While Tuesday night may have been confounding to some, for me, it was an example of how things are supposed to work. Prosecutors and media outlets play different roles and move at different speeds as both seek to ferret out the truth.

It’s been so long since we had a by-the-book attorney general that many Americans still don’t quite understand if they’re supposed to be encouraged or disappointed by what they heard from Garland Tuesday evening. Since Trump left office, many have demanded swift justice for the man they hold responsible for assaulting our democracy. The pressure on Garland to move faster, say something, arrest somebody, anybody, close to Trump intensified when some members of the House committee investigating the Jan. 6 assault on the U.S. Capitol began expressing their own frustration with him. But Garland wasn’t going to cave to public pressure. That’s not how a healthy Justice Department is supposed to do things. The department is supposed to follow the facts and the law – not the op-ed pages.

The many people demanding immediate action from Garland can be forgiven if they’ve forgotten how justice and the rule of law are supposed to be executed. After all, those people saw one of Trump’s attorneys general, William Barr, shamelessly jump in front of the release of the Mueller Special Counsel Report with his own press conference that included a fabrication-filled four-page summary. They saw that same attorney general appoint special counsel John Durham to try to destroy the original investigation into Russian interference with Trump’s campaign — even after the DOJ’s own inspector general determined the case was properly predicated. And, they saw that same lackey attorney general mislead the public about the perceived perils of mail-in balloting.

Now, we have a Justice Department that’s back to methodically focusing on facts. We have an attorney general who won’t call a press conference to tell us his opinion about investigative findings — or even to tell us that an investigation exists. That may be frustrating for some people, especially those who believed that if there were an investigation, that we would have already seen leaks indicating an investigation. That’s OK. That’s how the Justice Department is supposed to work – it’s not supposed to leak.

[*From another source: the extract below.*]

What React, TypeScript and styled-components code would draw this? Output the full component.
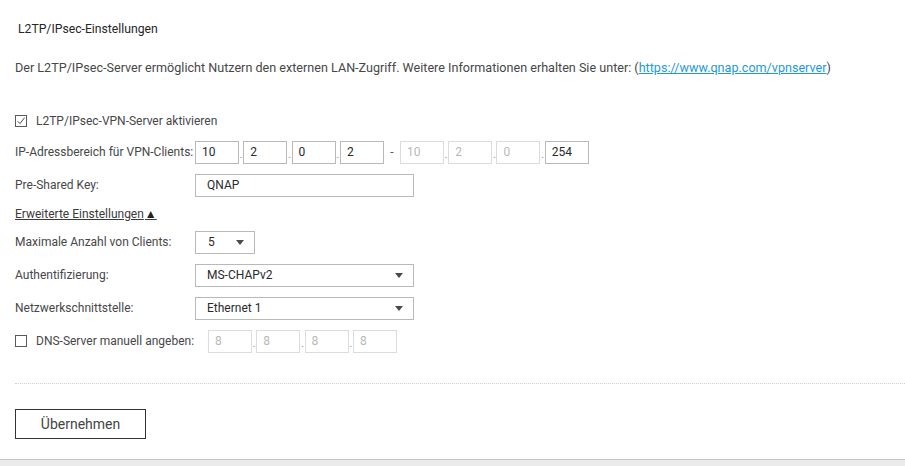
import React from 'react'
import styled, { createGlobalStyle } from 'styled-components'

const GlobalStyle = createGlobalStyle`
  html, body {
    margin: 0;
    padding: 0;
    background: #fff;
  }
  body {
    font-family: Roboto, "Liberation Sans", Arial, sans-serif;
    font-size: 12px;
    color: #474747;
  }
`

const Page = styled.div`
  min-height: 100vh;
  display: flex;
  flex-direction: column;
`

const Content = styled.div`
  padding-left: 15px;
`

const Title = styled.div`
  margin: 21px 0 0 3px;
  line-height: 16px;
  font-size: 12.2px;
  color: #262626;
`

const Description = styled.p`
  margin: 23px 0 0;
  line-height: 16px;
  font-size: 12.6px;
  color: #474747;

  a {
    color: #1d9bd8;
    text-decoration: underline;
  }
`

const Form = styled.div`
  margin-top: 34px;
  display: flex;
  flex-direction: column;
  gap: 9px;
`

const Row = styled.div<{ $height?: number }>`
  display: flex;
  align-items: center;
  height: ${({ $height }) => $height ?? 24}px;
`

const Label = styled.span<{ $width?: number }>`
  flex: 0 0 ${({ $width }) => $width ?? 180}px;
  white-space: nowrap;
  color: #474747;
`

const CheckLabel = styled.label`
  display: flex;
  align-items: center;
  gap: 9px;
  color: #474747;
  white-space: nowrap;
`

const Box = styled.span`
  width: 12px;
  height: 12px;
  box-sizing: border-box;
  border: 1px solid #5a5a5a;
  display: inline-flex;
  align-items: center;
  justify-content: center;
  background: #fff;
`

const Field = styled.div<{ $width: number; $disabled?: boolean; $pad?: number }>`
  box-sizing: border-box;
  width: ${({ $width }) => $width}px;
  height: 23px;
  border: 1px solid ${({ $disabled }) => ($disabled ? '#dcdcdc' : '#b9b9b9')};
  padding-left: ${({ $pad }) => $pad ?? 11}px;
  display: flex;
  align-items: center;
  color: ${({ $disabled }) => ($disabled ? '#b8b8b8' : '#2a2a2a')};
  background: #fff;
`

const Select = styled(Field)`
  justify-content: space-between;
  padding-right: 10px;
  cursor: pointer;
`

const Caret = styled.span`
  width: 0;
  height: 0;
  border-left: 4px solid transparent;
  border-right: 4px solid transparent;
  border-top: 5px solid #4a4a4a;
`

const Dot = styled.span<{ $wide?: boolean }>`
  flex: 0 0 ${({ $wide }) => ($wide ? 5 : 4.3)}px;
  align-self: flex-end;
  text-align: center;
  line-height: 16px;
  padding-bottom: 1px;
  color: #888;
  font-size: 10px;
`

const Dash = styled.span`
  flex: 0 0 16px;
  text-align: center;
  color: #555;
`

const Toggle = styled.span`
  color: #3a3a3a;
  text-decoration: underline;
  cursor: pointer;
  display: inline-flex;
  align-items: center;
`

const Arrow = styled.span`
  font-size: 12px;
  line-height: 12px;
  color: #222;
  margin-left: 1px;
`

const Divider = styled.div`
  margin-top: 30px;
  border-top: 1px dotted #cfcfcf;
`

const Apply = styled.button`
  margin-top: 25px;
  width: 131px;
  height: 30px;
  border: 1px solid #333;
  background: #fff;
  font-family: Roboto, "Liberation Sans", Arial, sans-serif;
  font-size: 14px;
  color: #444;
  cursor: pointer;
`

const Footer = styled.div`
  margin-top: auto;
  height: 6px;
  border-top: 1px solid #c4c4c4;
  background: #ebebeb;
`

const Checkbox = ({ checked }: { checked?: boolean }) => (
  <Box>
    {checked && (
      <svg width="10" height="10" viewBox="0 0 10 10">
        <path d="M1.6 5.2 L4 7.6 L8.6 1.6" fill="none" stroke="#4a4a4a" strokeWidth="1" />
      </svg>
    )}
  </Box>
)

const IpGroup = ({ parts, disabled, width = 44 }: { parts: string[]; disabled?: boolean[]; width?: number }) => (
  <>
    {parts.map((p, i) => (
      <React.Fragment key={i}>
        {i > 0 && <Dot $wide={width > 44}>.</Dot>}
        <Field $width={width} $pad={6} $disabled={disabled?.[i]}>
          {p}
        </Field>
      </React.Fragment>
    ))}
  </>
)

export default function App() {
  return (
    <Page>
      <GlobalStyle />
      <Content>
        <Title>L2TP/IPsec-Einstellungen</Title>
        <Description>
          Der L2TP/IPsec-Server ermöglicht Nutzern den externen LAN-Zugriff. Weitere Informationen erhalten Sie unter: (
          <a href="#">https://www.qnap.com/vpnserver</a>)
        </Description>

        <Form>
          <Row $height={21}>
            <CheckLabel>
              <Checkbox checked />
              L2TP/IPsec-VPN-Server aktivieren
            </CheckLabel>
          </Row>

          <Row>
            <Label>IP-Adressbereich für VPN-Clients:</Label>
            <IpGroup parts={['10', '2', '0', '2']} />
            <Dash>-</Dash>
            <IpGroup parts={['10', '2', '0', '254']} disabled={[true, true, true, false]} />
          </Row>

          <Row>
            <Label>Pre-Shared Key:</Label>
            <Field $width={219}>QNAP</Field>
          </Row>

          <Row $height={15}>
            <Toggle>
              Erweiterte Einstellungen<Arrow>▲</Arrow>
            </Toggle>
          </Row>

          <Row>
            <Label>Maximale Anzahl von Clients:</Label>
            <Select $width={60} $pad={12}>
              5
              <Caret />
            </Select>
          </Row>

          <Row>
            <Label>Authentifizierung:</Label>
            <Select $width={219}>
              MS-CHAPv2
              <Caret />
            </Select>
          </Row>

          <Row>
            <Label>Netzwerkschnittstelle:</Label>
            <Select $width={219}>
              Ethernet 1
              <Caret />
            </Select>
          </Row>

          <Row>
            <Label $width={193}>
              <CheckLabel>
                <Checkbox />
                DNS-Server manuell angeben:
              </CheckLabel>
            </Label>
            <IpGroup parts={['8', '8', '8', '8']} disabled={[true, true, true, true]} width={44} />
          </Row>
        </Form>

        <Divider />
        <Apply>Übernehmen</Apply>
      </Content>
      <Footer />
    </Page>
  )
}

People demanding immediate action from Garland can be forgiven if they’ve forgotten how justice and the rule of law are supposed to be executed.

Garland’s careful approach contrasted with the crashing wave of reporting that soon drowned out his quiet comments. The reporting began Tuesday night with The Washington Post’s news that the DOJ had called at least two high-ranking aides to Vice President Mike Pence into a grand jury and questioned them for hours about Trump’s actions related to the alternate electors scheme. That report was quickly followed by reporting from NBC News that essentially corroborated the DOJ’s interest in Trump. The New York Times weighed in with further confirmation. The far-right, including an editor at large at Breitbart News, immediately cried “foul” about The Washington Post’s scoop and claimed that someone at Justice must be leaking. Yet, that report made no mention of DOJ sources. To me it sounded much more like the information came from either the grand jury witnesses or people close to them.

The media doing its job — pursuing the facts and sometimes loudly reporting the news with breaking news banners — is just as essential as the Justice Department quietly and methodically doing its job. This may seem like a confounding contrast, even a conflict. But that’s how things are supposed to be. It’s all part of a healthy democracy.

Garland previously responded to questions about the perception that the Justice Department is moving too slowly in its investigation of Jan. 6 by saying, “We have to get this right.” So far, he is.